Defendants in turn rely upon Central Bank of Denver, N.A. v. First Interstate Bank of Denver, N.A., 511 U.S. 164, 114 S.Ct. 1439, 128 L.Ed.2d 119 (1994), to support their assertion that liability for a racketeering act does not extend to aiders and abettors. In Central Bank, the Supreme Court held that there can be no private civil liability for aiding and abetting securities fraud under Section 10(b) of the 1934 Securities Exchange Act and Rule 10b-5. Central Bank, 511 U.S. at 185, 114 S.Ct. 1439. After examining the language and structure of the Act, the Court concluded that “the text of the 1934 Act does not itself reach those who aid and abet a Section 10(b) violation.” Id. at 183, 114 S.Ct. 1439.

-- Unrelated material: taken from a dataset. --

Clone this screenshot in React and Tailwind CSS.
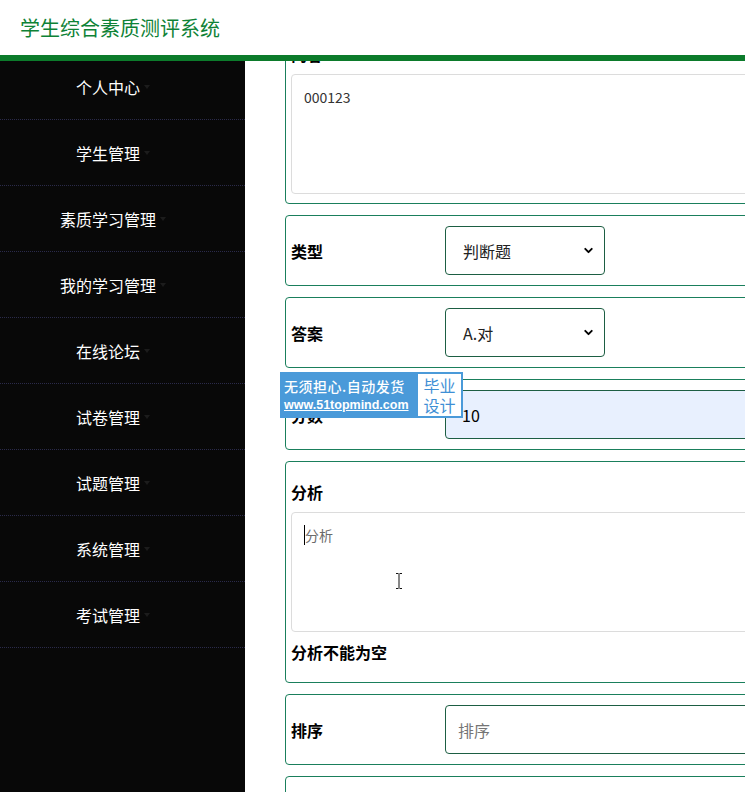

*21The issue of aiding and abetting liability is extremely important, with significant ramifications in terms of expanding the scope of RICO. Both sides have raised very substantive arguments. While it might indeed be helpful to the parties to resolve this issue before trial, the Court has concluded that a legal issue of this complexity and significance may well be illuminated by the factual context in which it is developed. Therefore, resolution of the issue is not appropriate at this time.
III. CONCLUSION
For all the foregoing reasons, the Government is entitled to partial summary judgment that each Defendant is distinct from the alleged RICO enterprise and that a Defendant’s liability under Section 1962(d) does not require proof that Defendant participated in the operation or management of the alleged enterprise; however, the Government is not entitled to partial summary judgment that liability for a racketeering act extends to aiders and abettors of the commission of the act. Accordingly, the Motion is granted in part and denied in part.
An Order will accompany this opinion.